--- EXERCISE PROMPT ---
Scan the data beneath this task and copy each line that includes "with".

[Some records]
--- start ---

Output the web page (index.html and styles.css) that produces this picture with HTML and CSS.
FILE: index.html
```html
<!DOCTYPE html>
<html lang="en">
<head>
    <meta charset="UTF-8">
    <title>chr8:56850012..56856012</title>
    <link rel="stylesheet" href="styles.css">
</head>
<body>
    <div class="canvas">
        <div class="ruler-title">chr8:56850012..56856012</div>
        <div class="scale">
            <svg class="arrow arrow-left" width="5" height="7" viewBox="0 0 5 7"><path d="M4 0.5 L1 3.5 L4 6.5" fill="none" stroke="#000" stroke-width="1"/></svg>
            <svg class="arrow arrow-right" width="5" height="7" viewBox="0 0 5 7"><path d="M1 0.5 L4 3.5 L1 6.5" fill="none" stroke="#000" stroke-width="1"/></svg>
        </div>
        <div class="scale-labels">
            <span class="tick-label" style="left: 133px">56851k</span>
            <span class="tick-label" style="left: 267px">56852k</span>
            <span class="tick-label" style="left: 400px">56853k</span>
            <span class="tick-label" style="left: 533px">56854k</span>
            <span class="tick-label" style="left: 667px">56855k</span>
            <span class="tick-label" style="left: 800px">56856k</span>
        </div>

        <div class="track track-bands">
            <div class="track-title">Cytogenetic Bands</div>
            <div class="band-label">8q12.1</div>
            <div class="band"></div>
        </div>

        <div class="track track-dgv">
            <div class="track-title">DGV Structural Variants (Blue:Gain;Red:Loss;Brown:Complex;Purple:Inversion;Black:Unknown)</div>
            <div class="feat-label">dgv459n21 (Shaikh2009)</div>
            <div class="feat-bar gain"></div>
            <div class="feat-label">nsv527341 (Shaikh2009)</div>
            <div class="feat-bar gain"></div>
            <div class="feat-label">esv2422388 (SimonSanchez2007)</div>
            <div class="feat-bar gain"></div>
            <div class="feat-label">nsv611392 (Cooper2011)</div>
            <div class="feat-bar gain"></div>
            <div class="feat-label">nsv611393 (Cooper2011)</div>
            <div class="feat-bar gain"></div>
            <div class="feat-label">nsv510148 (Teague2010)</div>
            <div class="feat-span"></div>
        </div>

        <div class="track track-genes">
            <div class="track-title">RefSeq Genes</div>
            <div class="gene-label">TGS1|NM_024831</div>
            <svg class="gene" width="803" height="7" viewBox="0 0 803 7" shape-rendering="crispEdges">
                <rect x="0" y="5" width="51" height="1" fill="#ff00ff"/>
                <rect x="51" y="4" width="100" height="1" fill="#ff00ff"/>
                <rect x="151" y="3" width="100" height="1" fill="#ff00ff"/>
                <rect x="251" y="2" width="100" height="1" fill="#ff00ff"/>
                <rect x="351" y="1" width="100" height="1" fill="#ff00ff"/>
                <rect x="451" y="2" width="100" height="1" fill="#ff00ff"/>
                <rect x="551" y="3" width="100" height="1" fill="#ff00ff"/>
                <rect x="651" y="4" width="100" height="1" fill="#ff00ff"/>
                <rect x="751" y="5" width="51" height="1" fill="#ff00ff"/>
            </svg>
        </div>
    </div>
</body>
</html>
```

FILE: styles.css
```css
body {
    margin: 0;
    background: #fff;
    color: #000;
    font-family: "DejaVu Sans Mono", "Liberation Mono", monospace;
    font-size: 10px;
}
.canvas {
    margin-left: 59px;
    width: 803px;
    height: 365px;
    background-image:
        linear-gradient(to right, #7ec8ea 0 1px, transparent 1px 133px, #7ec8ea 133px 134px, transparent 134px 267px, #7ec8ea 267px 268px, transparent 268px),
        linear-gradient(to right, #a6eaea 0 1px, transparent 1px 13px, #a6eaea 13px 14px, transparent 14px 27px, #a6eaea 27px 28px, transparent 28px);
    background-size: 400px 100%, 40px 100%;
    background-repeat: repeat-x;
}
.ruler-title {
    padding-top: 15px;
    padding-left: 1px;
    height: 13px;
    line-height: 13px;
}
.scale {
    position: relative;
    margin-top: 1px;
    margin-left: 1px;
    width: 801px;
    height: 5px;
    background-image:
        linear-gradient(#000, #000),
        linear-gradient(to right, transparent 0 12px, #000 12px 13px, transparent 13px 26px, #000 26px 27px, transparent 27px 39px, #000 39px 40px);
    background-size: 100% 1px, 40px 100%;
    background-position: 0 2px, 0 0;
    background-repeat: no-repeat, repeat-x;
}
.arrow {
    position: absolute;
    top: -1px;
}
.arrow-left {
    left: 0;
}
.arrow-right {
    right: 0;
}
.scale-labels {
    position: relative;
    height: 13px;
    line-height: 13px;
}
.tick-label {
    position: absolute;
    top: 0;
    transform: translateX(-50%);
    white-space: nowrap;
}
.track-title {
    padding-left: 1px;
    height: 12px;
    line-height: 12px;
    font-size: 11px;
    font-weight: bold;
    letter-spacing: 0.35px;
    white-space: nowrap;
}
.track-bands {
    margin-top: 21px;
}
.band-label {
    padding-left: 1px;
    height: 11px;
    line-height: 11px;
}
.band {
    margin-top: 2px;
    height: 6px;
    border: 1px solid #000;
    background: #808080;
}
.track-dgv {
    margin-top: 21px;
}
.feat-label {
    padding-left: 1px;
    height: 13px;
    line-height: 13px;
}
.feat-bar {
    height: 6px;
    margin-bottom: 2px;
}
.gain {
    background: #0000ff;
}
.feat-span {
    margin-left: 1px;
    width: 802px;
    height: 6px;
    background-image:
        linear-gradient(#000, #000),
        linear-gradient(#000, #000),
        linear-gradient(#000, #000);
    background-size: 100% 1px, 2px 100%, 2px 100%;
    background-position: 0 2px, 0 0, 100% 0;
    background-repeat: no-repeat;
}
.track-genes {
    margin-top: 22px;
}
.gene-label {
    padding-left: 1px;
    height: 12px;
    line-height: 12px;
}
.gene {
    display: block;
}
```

--- end ---
--- start ---

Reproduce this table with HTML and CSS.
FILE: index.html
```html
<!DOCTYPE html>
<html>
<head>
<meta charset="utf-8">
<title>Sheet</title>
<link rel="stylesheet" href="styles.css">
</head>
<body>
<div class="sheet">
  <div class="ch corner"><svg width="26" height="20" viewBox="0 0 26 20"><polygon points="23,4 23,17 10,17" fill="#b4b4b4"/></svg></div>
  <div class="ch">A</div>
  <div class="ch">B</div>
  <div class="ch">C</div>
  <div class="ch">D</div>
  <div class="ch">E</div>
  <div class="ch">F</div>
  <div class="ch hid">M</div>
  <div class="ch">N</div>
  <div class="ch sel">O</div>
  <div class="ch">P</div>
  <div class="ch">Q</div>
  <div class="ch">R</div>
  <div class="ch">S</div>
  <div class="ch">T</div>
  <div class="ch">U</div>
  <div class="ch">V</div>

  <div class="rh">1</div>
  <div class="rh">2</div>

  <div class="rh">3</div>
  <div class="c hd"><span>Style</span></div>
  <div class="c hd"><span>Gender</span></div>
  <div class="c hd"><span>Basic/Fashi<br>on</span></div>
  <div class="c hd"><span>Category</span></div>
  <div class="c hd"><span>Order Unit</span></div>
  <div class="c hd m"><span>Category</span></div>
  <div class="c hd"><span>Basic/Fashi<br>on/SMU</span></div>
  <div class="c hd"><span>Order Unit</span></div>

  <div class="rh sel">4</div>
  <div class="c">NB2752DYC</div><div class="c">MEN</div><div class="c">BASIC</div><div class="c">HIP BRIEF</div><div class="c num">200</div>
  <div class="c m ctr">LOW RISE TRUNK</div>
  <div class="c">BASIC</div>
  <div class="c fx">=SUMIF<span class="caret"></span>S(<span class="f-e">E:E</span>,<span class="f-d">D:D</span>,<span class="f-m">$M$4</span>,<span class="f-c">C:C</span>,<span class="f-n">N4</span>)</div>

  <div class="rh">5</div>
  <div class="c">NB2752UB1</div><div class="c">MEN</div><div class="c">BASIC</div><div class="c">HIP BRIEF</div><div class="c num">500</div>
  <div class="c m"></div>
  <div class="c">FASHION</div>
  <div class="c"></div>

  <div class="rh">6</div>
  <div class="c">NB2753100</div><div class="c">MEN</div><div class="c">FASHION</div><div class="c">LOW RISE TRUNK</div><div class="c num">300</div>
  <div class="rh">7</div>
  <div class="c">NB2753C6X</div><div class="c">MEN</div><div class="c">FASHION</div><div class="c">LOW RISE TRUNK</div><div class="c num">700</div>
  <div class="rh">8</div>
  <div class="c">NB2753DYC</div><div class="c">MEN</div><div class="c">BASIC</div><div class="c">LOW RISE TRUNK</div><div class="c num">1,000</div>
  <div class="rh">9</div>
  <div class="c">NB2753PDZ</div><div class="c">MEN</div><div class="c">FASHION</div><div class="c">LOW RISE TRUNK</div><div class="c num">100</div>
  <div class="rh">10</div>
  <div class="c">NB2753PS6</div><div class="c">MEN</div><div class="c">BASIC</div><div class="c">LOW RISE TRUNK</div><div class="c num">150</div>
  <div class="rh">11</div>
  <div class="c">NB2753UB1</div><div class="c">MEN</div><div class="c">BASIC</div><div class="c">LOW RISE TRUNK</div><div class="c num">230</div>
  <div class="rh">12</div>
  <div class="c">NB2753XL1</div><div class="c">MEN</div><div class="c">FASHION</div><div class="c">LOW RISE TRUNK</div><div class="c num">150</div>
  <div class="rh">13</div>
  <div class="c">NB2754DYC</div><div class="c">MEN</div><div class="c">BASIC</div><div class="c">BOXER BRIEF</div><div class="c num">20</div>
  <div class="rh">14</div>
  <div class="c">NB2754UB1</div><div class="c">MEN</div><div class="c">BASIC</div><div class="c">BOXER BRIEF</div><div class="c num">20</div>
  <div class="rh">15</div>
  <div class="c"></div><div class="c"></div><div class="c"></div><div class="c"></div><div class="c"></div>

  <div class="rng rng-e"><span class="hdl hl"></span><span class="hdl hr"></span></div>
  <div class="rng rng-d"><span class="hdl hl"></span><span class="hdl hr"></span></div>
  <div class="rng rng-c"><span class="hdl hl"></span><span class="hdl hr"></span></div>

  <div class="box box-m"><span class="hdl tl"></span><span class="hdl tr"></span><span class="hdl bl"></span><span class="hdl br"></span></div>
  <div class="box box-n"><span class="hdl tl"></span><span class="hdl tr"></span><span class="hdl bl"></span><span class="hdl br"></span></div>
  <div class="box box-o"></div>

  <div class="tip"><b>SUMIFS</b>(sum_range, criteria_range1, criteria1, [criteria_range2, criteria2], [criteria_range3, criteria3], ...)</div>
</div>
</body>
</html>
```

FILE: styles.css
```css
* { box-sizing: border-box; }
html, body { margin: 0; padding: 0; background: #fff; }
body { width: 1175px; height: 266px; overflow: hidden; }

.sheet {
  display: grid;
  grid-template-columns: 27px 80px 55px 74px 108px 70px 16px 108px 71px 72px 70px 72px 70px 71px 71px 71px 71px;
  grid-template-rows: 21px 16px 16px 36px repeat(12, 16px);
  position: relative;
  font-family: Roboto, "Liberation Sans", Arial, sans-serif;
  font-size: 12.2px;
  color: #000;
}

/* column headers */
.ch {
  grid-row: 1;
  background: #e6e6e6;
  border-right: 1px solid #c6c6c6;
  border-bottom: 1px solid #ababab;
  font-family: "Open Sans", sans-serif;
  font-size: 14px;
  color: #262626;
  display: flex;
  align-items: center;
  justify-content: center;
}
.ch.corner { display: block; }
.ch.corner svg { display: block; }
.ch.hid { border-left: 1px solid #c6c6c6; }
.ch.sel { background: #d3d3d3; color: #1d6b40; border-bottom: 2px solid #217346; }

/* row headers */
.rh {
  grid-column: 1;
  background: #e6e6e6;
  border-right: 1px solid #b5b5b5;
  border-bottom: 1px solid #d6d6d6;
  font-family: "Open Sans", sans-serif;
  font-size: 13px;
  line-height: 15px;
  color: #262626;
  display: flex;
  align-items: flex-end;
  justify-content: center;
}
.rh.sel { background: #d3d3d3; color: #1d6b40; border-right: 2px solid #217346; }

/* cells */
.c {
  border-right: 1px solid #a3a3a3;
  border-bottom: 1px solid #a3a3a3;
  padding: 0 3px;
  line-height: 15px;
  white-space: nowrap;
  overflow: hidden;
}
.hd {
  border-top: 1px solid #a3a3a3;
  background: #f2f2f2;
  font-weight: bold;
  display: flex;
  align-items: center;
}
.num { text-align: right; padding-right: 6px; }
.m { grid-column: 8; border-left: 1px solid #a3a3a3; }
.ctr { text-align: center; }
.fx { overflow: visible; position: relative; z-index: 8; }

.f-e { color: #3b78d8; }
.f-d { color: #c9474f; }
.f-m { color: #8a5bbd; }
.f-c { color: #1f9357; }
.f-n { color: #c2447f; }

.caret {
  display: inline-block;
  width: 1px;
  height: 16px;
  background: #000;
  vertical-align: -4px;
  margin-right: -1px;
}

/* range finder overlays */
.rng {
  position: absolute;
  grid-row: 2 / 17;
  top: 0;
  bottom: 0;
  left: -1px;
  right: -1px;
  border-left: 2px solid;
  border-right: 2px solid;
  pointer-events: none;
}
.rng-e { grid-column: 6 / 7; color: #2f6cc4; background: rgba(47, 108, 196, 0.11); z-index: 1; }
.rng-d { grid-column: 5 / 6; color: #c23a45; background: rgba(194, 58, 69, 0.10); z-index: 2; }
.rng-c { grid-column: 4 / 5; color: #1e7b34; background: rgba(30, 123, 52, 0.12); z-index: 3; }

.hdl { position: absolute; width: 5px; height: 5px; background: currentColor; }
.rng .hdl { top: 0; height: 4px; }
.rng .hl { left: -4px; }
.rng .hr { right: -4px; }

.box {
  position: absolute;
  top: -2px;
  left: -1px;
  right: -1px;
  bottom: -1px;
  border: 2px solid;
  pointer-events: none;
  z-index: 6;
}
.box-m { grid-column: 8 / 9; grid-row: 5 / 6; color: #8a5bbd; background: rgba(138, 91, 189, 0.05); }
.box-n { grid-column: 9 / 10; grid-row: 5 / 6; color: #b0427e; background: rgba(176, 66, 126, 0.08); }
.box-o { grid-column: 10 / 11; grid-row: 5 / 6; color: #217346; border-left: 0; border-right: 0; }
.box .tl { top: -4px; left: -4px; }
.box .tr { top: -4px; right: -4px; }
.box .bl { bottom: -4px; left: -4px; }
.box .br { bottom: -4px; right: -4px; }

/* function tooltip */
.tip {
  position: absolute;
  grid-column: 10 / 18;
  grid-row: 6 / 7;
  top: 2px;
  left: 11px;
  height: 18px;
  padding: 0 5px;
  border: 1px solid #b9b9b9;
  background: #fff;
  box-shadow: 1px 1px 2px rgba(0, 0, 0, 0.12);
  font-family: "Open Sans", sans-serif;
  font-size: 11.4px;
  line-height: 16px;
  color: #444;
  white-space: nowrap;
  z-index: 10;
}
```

--- end ---
--- start ---

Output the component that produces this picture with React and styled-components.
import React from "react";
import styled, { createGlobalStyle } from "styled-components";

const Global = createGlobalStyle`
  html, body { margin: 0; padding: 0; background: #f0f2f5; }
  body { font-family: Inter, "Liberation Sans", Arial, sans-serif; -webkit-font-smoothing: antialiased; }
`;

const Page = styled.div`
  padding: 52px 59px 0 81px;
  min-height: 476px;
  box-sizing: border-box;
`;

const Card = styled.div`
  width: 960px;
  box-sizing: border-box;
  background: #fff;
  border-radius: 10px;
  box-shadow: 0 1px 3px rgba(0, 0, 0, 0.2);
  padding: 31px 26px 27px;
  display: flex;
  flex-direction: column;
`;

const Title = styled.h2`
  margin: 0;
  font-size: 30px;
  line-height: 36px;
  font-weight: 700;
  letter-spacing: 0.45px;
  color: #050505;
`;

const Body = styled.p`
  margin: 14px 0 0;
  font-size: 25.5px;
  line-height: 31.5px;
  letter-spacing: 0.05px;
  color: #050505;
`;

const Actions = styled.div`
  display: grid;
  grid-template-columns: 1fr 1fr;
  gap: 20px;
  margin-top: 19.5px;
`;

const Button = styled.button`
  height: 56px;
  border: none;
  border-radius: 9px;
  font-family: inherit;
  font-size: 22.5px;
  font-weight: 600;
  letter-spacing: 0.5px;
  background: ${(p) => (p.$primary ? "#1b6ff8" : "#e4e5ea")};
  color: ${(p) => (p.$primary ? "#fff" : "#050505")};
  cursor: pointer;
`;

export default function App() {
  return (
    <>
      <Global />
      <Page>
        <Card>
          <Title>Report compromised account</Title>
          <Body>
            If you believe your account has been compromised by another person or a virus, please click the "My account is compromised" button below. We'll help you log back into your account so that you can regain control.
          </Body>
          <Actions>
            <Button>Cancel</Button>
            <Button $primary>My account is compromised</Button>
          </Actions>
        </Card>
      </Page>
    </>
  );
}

--- end ---

--- EXERCISE SOLUTION ---
Output the web page (index.html and styles.css) that produces this picture with HTML and CSS.
Reproduce this table with HTML and CSS.
Output the component that produces this picture with React and styled-components.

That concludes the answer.